Tonight, I broke down and cried.
You might not think much of it, but to me it was like lightning ripping through the bottle. The last time tears have rolled down my cheeks was a decade or two ago. I honestly can't even remember. Through the years I've often pondered if I've forgotten how to cry at all, but to my surprise and relief, I now have my answer. As my head fell into my hands and a soft burning sensation filled the corners of my eyes, all I could think was: "This is happening. This is really happening."
The catalyst? Something as simple as a song; one that would probably mean next to nothing to you, especially after I've built it up to such degree. A song that spoke to me - to her - with words I hadn't been able to find, words I didn't want to utter... yet words I felt were written with my blood, standing as an audial mirror forcing me to dig deeper and, by effect, tear down a wall inside. A thank you disguised as a farewell, dressed in a eulogy. The act of unravelling gave way for something to flow unrestricted again, tearing itself through the cracks of this stone carcass I've unwittingly allowed time to construct around my vital organs. A painful yet liberating experience.
Though we hadn't felt the tender thorns of romance for a long time and I'm genuinely glad we can both continue our search for whatever lies beyond the horizon, I am absolutely terrified that time will gnaw away at the foundations and I will lose my best friend. It frightens me more than words can describe. As a result, my insecurities have ushered me into completely uncharacteristic, weirdsville-esque situations on a handful of evenings out and about. No doubt a byproduct of the walls and support structures of yesterday crumbling down and re-forming around me, but surprising and bewildering nonetheless. These sporadic excursions into the Twilight Zone have yielded positive and negative experiences, but they've been equally strange and alien in nature. I'll leave the gory details out for now, but let's just say I don't trust my self-control to stretch to its normal extremes during this time of shedding skin.
There is a lesson here - nay, more than one. Some discovered, some still locked away and others hiding in plain sight. That's the reasoning, if any, that shepherds me through the wilderness of my heart and grants me at least a measure of stillness in the midst of all this.
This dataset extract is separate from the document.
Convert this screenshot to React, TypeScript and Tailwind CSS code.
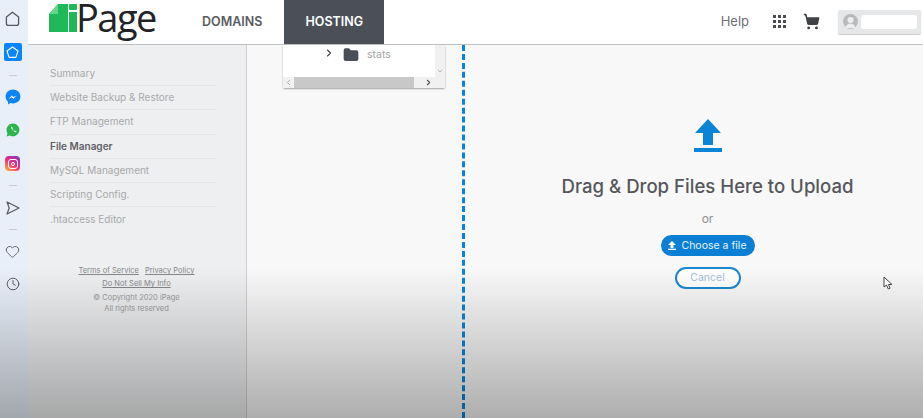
import { ChevronRight, ChevronDown, ChevronLeft, Folder, Heart, Clock, ShoppingCart } from "lucide-react"

const FONT = "font-['Inter','Open_Sans',sans-serif]"

const MENU = [
  { label: "Summary" },
  { label: "Website Backup & Restore" },
  { label: "FTP Management" },
  { label: "File Manager", active: true },
  { label: "MySQL Management" },
  { label: "Scripting Config." },
  { label: ".htaccess Editor" },
]

function Rail() {
  return (
    <aside className="flex w-7 shrink-0 flex-col items-center bg-[#e8eff9] pr-[3px] pt-[11px]">
      <svg width="15" height="16" viewBox="0 0 15 16" fill="none" stroke="#55585c" strokeWidth="1.3" strokeLinejoin="round">
        <path d="M7.5 1.2 13.6 6v6.2c0 1.3-1 2.2-2.2 2.2H3.6c-1.2 0-2.2-.9-2.2-2.2V6z" />
      </svg>
      <div className="mt-[16px] flex h-[18px] w-[18px] items-center justify-center rounded-[2px] bg-[#0a84ff]">
        <svg width="13" height="13" viewBox="0 0 13 13" fill="none" stroke="#fff" strokeWidth="1.1" strokeLinejoin="round">
          <path d="M6.5 1 12 5l-2.1 6.4H3.1L1 5z" />
        </svg>
      </div>
      <div className="mt-[14px] h-px w-2 bg-[#c9ccd2]" />
      <svg className="mt-[13px]" width="16" height="16" viewBox="0 0 16 16">
        <path d="M8 .6C3.8.6.6 3.7.6 7.6c0 2.1.9 3.900 2.400 5.100v2.700l2.400-1.300c.8.2 1.700.4 2.600.4 4.200 0 7.400-3 7.400-6.900S12.200.6 8 .6z" fill="#0b84f5" />
        <path d="m3.700 9.800 3-3.300 1.800 1.500 2.900-1.500-3 3.300-1.800-1.500z" fill="#fff" />
      </svg>
      <svg className="mt-[18px]" width="14" height="14" viewBox="0 0 14 14">
        <path d="M7 .5A6.400 6.400 0 0 0 1.500 10.200L.6 13.400l3.300-.9A6.400 6.400 0 1 0 7 .5z" fill="#2fb44d" />
        <path d="M4.800 3.800c.9 3 2.300 4.600 5.100 5.800l.6-1.300-1.700-.9-.7.700c-.8-.4-1.400-1-1.900-2l.7-.7-.8-1.700z" fill="#fff" />
      </svg>
      <div className="mt-[19px] flex h-[15px] w-[15px] items-center justify-center rounded-[4px] bg-[linear-gradient(35deg,#fbb03b_5%,#ee2a7b_50%,#7a3cc8_95%)]">
        <div className="flex h-[10px] w-[10px] items-center justify-center rounded-[3px] border border-white">
          <div className="h-1 w-1 rounded-full border border-white" />
        </div>
      </div>
      <div className="mt-[14px] h-px w-2 bg-[#c9ccd2]" />
      <svg className="mt-[15px]" width="14" height="14" viewBox="0 0 14 14" fill="none" stroke="#55585c" strokeWidth="1.2" strokeLinejoin="round">
        <path d="M1 1 13 7 1 13l2.200-6z" />
      </svg>
      <div className="mt-[14px] h-px w-2 bg-[#c9ccd2]" />
      <Heart className="mt-[14px]" size={15} color="#55585c" strokeWidth={1.4} />
      <Clock className="mt-[18px]" size={14} color="#55585c" strokeWidth={1.6} />
    </aside>
  )
}

function Header() {
  return (
    <header className="flex h-[45px] shrink-0 items-stretch border-b border-[#bfc0c1] bg-white">
      <div className="ml-[21px] flex w-[132px] items-start">
        <svg className="mt-[4px] shrink-0" width="28" height="28" viewBox="0 0 28 28">
          <path d="M9 0h10v28H0V10z" fill="#20b95a" />
          <path d="M0 10h9V0z" fill="#62d68a" />
          <rect x="20" y="0" width="8" height="6" rx="1" fill="#20b95a" />
          <rect x="20" y="8" width="8" height="20" fill="#20b95a" />
        </svg>
        <span className="-ml-px whitespace-nowrap font-['Open_Sans',sans-serif] text-[38px] leading-[34px] tracking-[-1.5px] text-[#222326]">Page</span>
      </div>
      <a className="ml-[21px] self-center text-[12.5px] font-semibold text-[#5a5c60]">DOMAINS</a>
      <a className="ml-[22px] flex w-[100px] items-center justify-center bg-[#4b4f57] text-[12.5px] font-semibold text-white">HOSTING</a>
      <div className="ml-auto mr-[2px] flex items-center pb-px">
        <span className="text-[13px] text-[#6f7074]">Help</span>
        <div className="ml-[24px] grid grid-cols-3 gap-[2px]">
          {Array.from({ length: 9 }).map((_, i) => (
            <span key={i} className="h-[3px] w-[3px] bg-[#4a4c50]" />
          ))}
        </div>
        <ShoppingCart className="ml-[17px]" size={17} color="#3f4145" fill="#3f4145" />
        <div className="ml-[18px] flex h-[24px] w-[83px] items-center rounded-[2px] bg-[#e6e7e8] pl-[5px] shadow-[0_1px_1px_rgba(0,0,0,0.2)]">
          <svg width="15" height="15" viewBox="0 0 15 15">
            <circle cx="7.5" cy="7.5" r="7.5" fill="#b9babc" />
            <circle cx="7.5" cy="6" r="3" fill="#eeeeee" />
            <path d="M2.500 14c.5-3 2.500-4.500 5-4.500s4.500 1.500 5 4.500z" fill="#eeeeee" />
          </svg>
          <div className="ml-[3px] h-[14px] w-[56px] rounded-[3px] bg-white" />
        </div>
      </div>
    </header>
  )
}

function Sidebar() {
  return (
    <nav className="flex w-[219px] shrink-0 flex-col border-r border-[#cfd0d1] bg-[#eeeff0] pl-[22px] pt-[17px]">
      <ul className="w-[167px]">
        {MENU.map((item) => (
          <li
            key={item.label}
            className={`flex h-[24.2px] items-center whitespace-nowrap border-b border-[#e5e6e7] text-[10px] last:border-b-0 ${
              item.active ? "font-semibold text-[#5f6165]" : "text-[#a8a9ab]"
            }`}
          >
            {item.label}
          </li>
        ))}
      </ul>
      <div className="mt-[35px] flex w-[173px] flex-col items-center text-[7.5px] leading-[10px] text-[#9b9c9e]">
        <div className="flex gap-[6px] text-[#85868a] underline">
          <span>Terms of Service</span>
          <span>Privacy Policy</span>
        </div>
        <span className="mt-[3px] text-[#85868a] underline">Do Not Sell My Info</span>
        <span className="mt-[4px]">© Copyright 2020 iPage</span>
        <span className="mt-px">All rights reserved</span>
      </div>
    </nav>
  )
}

function FileTree() {
  return (
    <section className="flex w-[218px] shrink-0 flex-col items-start border-r-[3px] border-dashed border-[#0a84d6] bg-[#f8f8f8] pl-[36px]">
      <div className="h-[43px] w-[162px] rounded-b-[2px] bg-white shadow-[0_1px_2px_rgba(0,0,0,0.35)]">
        <div className="flex h-[32px]">
          <div className="flex flex-1 items-center pb-[13px] pl-[40px]">
            <ChevronRight className="-mt-[4px]" size={12} color="#3d3f44" strokeWidth={2.2} />
            <Folder className="ml-[8px]" size={16} color="#4a4e58" fill="#4a4e58" />
            <span className="ml-[8px] text-[10.5px] text-[#a3a4a6]">stats</span>
          </div>
          <div className="flex w-[10px] items-end justify-center bg-[#f1f1f1] pb-[2px]">
            <ChevronDown size={8} color="#a5a5a5" strokeWidth={2.5} />
          </div>
        </div>
        <div className="flex h-[11px] items-center bg-[#f1f1f1]">
          <ChevronLeft className="ml-[1px]" size={9} color="#a5a5a5" strokeWidth={2.5} />
          <div className="ml-[1px] h-full w-[120px] bg-[#c8c8c8]" />
          <ChevronRight className="ml-[10px]" size={9} color="#505050" strokeWidth={3} />
        </div>
      </div>
    </section>
  )
}

function UploadPanel() {
  return (
    <section className="flex flex-1 flex-col items-center bg-[#f8f8f8] pl-[27px] pt-[74px]">
      <svg width="28" height="34" viewBox="0 0 28 34" fill="#0a84d6">
        <path d="M14 0 27 14h-8v12H9V14H1z" />
        <rect x="0" y="29" width="28" height="4" />
      </svg>
      <h1 className="mt-[21px] whitespace-nowrap text-[18.6px] font-medium leading-[24px] text-[#55575c]">Drag &amp; Drop Files Here to Upload</h1>
      <span className="mt-[13px] text-[12px] leading-[16px] text-[#8d8e91]">or</span>
      <button type="button" className="mt-[8px] flex h-[21px] w-[94px] items-center justify-center gap-[5px] rounded-full bg-[#0a7fd4] text-[10.5px] text-[#e6f2fb]">
        <svg width="8" height="9" viewBox="0 0 8 9" fill="#fff">
          <path d="M4 0 8 4H5.500v3h-3V4H0z" />
          <rect y="7.700" width="8" height="1.300" />
        </svg>
        Choose a file
      </button>
      <button type="button" className="mt-[11px] h-[22px] w-[66px] rounded-full border-2 border-[#1a86cc] bg-white text-[10.5px] text-[#a9bfd8]">
        Cancel
      </button>
    </section>
  )
}

export default function App() {
  return (
    <div className={`relative flex h-[418px] w-[923px] overflow-hidden bg-white ${FONT}`}>
      <Rail />
      <div className="flex min-w-0 flex-1 flex-col">
        <Header />
        <div className="flex flex-1">
          <Sidebar />
          <FileTree />
          <UploadPanel />
        </div>
      </div>
      {/* video player shade along the bottom */}
      <div className="pointer-events-none absolute inset-x-0 bottom-0 h-[150px] bg-gradient-to-b from-transparent to-black/30" />
      {/* mouse pointer */}
      <svg className="pointer-events-none absolute left-[883px] top-[276px]" width="11" height="15" viewBox="0 0 11 15" fill="#fff" stroke="#444" strokeWidth="1">
        <path d="M1 1v10l2.500-2 1.800 4 1.800-.8L5.400 8.500H9z" />
      </svg>
    </div>
  )
}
I am a half-blind explorer charting treacherous terrain, an inept translator lost for words at the center of the myriad of my own nerve endings locked in incomprehensible dialogue with one another. One emotion confuses another, giving way to more questions that continue to stir the pot.
While I may be somewhat apt at exploring the stormy seas of my inward turbulence and subsequently recollecting the path I've tread for the edutainment of myself and others, I am an absolute novice at showing emotion. It's certainly not a macho thing or some such; my operating manual is simply filled with too many dead end solutions, wordplay and meaningless bravado for even myself to decipher the bottom line. From the cliché of being in touch with one's self has been erected a thicket of truly unconquerable terrain. What I know of myself I have often deducted and reduced from discussion with myself alone, often neglecting how important it is to have faith in the rewards of being bone-bare on the outside as well.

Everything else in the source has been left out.